I have personally spent hours learning how to use Linux for my personal work
and every time I have thought about recommending Linux to someone, I have not
proceeded with the idea, knowing that I would be spending more hours trying
to get them going.
I don't regret the hours that I have spent, though, because I am really
pleased about being able to do my work without having to use leaky insecure
expensive Windows. Windows has also given me grief sometimes, notably around
the issue of updating software, but I stopped using Windows for email and web
well before the current blizzard of viruses and worms.
I use very simple things for my personal admin - simple text files that I can
edit in a trice from the command line. The one tool that I use for complex
admin is Microsoft Excel, but with the help of Crossover Office I am running
that on Linux. I have made a few efforts to switch to OpenOffice.org, but
every time I try to open one of my Excel double entry ledger accounts files
with OOo, it crashes. So I would have to start again working up to a format
that would not crash, having to do heaps of installs of updated versions on
the many different computers that I use (including client's computers).
OOo also takes ages to crank itself into action... (Zzzzzz.....) ...longer
than Excel, for sure.
I am slowly switching over to using Web based PHP/HTML/MySQL scripts for doing
admin and in a few years time I expect to be doing bookkeeping that way and
Excel will be history, or at least only used for local report generation.
Right now I am hacking through getting XHTML/XML to work for me in a way that
will validate at W3C. Having done these, I will be able to work anywhere
anytime on any computer, and I'm mighty glad to have learnt Linux for this
purpose.
But for regular punters, when they want to plug in the latest gizmo that has
no Linux support, or a parallel port scanner (like the one I own but cannot
use without Windows because parport requires more hours of research, soon to
be redundant as USB takes over, thank goodness because USB support does seem
good on Linux), etc. etc., Linux is really NOT yet a good idea.

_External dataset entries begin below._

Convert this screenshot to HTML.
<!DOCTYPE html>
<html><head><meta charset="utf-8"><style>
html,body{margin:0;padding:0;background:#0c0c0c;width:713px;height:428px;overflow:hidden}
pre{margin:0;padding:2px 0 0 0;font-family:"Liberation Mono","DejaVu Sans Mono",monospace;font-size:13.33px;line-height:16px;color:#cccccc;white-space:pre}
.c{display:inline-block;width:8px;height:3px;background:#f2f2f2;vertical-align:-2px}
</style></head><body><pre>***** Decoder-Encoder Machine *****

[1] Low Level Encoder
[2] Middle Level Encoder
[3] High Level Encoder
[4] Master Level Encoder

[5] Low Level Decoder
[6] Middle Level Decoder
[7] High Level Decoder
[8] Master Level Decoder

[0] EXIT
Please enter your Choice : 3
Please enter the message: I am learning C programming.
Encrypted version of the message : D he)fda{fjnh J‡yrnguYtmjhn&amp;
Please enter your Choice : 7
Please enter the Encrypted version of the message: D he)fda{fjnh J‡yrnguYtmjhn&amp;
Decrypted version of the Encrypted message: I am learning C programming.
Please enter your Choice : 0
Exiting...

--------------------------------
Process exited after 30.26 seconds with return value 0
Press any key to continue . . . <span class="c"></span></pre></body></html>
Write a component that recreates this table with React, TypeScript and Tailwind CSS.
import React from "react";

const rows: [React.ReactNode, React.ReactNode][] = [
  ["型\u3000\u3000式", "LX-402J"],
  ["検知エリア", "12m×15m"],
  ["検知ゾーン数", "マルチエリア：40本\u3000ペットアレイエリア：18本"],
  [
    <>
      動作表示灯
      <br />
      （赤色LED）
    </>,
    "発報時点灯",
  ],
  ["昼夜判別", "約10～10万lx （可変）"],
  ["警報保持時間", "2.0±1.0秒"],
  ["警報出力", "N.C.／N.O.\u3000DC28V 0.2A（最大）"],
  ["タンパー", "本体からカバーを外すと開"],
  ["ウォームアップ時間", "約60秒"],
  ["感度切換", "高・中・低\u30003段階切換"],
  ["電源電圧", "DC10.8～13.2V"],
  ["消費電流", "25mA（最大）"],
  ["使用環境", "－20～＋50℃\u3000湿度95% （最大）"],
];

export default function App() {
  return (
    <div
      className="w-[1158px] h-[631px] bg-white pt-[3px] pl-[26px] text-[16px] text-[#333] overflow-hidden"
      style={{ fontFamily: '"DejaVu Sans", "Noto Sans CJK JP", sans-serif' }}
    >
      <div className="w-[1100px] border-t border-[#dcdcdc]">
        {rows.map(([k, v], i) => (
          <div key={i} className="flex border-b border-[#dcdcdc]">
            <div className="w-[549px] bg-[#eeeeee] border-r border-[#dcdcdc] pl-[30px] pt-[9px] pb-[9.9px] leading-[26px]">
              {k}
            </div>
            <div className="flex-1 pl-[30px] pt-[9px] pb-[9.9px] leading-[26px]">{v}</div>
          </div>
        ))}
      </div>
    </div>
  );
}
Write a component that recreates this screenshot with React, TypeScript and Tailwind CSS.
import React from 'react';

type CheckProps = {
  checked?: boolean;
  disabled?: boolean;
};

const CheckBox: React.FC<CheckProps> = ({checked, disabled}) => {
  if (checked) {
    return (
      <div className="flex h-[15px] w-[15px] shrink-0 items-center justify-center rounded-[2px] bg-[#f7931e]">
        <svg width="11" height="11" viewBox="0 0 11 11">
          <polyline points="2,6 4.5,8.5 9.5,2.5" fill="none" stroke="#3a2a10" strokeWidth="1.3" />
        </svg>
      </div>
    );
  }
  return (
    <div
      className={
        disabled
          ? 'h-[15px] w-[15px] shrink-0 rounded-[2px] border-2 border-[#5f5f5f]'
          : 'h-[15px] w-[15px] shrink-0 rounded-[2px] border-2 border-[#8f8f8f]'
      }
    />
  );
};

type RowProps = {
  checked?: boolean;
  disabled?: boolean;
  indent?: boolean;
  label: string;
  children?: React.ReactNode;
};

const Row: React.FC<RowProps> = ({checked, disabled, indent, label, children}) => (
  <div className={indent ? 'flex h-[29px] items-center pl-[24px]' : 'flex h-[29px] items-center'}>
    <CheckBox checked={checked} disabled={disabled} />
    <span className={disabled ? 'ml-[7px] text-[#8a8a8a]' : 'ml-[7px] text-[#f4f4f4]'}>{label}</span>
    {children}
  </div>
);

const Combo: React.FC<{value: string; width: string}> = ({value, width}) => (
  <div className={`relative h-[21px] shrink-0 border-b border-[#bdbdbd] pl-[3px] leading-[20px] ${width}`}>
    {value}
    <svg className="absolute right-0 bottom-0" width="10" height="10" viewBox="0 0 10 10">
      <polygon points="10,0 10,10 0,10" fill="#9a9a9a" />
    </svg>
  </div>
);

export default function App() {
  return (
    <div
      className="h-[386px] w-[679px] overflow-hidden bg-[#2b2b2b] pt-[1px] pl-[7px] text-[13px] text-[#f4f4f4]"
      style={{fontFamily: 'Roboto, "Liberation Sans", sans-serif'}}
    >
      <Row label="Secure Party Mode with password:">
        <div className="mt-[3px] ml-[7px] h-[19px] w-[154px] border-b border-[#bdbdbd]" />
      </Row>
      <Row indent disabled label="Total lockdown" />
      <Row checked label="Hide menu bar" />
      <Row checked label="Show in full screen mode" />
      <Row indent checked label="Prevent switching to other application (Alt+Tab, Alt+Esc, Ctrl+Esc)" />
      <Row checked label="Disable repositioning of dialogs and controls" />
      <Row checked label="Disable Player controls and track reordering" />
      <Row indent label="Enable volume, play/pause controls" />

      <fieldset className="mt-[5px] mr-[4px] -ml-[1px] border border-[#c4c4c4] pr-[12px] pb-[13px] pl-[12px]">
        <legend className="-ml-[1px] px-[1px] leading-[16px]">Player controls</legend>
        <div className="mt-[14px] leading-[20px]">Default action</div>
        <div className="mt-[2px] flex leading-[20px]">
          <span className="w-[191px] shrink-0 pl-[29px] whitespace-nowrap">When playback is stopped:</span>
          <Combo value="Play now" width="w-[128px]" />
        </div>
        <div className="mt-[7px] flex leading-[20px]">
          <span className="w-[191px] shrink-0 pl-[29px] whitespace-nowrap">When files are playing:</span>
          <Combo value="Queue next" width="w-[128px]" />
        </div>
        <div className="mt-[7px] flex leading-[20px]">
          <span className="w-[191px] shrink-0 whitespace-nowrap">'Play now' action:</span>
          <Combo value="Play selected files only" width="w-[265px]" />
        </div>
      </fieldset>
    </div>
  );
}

As for CUPS, I did quite successfully connect to my laser printer, and now I
have to connect to a colour inkjet, but the effort involved in these has
actually pushed me hard away from using paper at all, and that I have
actually appreciated. And so far my experience is that provided it is
properly done, it is much easier to find things in the computer than
elsewhere... Email in general remains rather poor because it is so easy to
delete them accidentally and there is no easy way to back them up and/or
restore from backup.
There is definite scope for a retailer to sell gizmos and peripherals with
Linux handers that will work without hassle on the main distributions
(probably are some somewhere, must have a look).
And I still feel delighted with the way that SuSE virtually installed itself
on my three PCs. I'm delighted, too, with being able to run PHP and MySQL on
my own computers instead of having to use servers.
</rant>
SO: a really user friendly Linux that runs easily for non-techies is a really
useful thing. Does it exist? If so, let's use it (Knoppix shows promise...).
If not, let's keep looking out for it, and/or create it.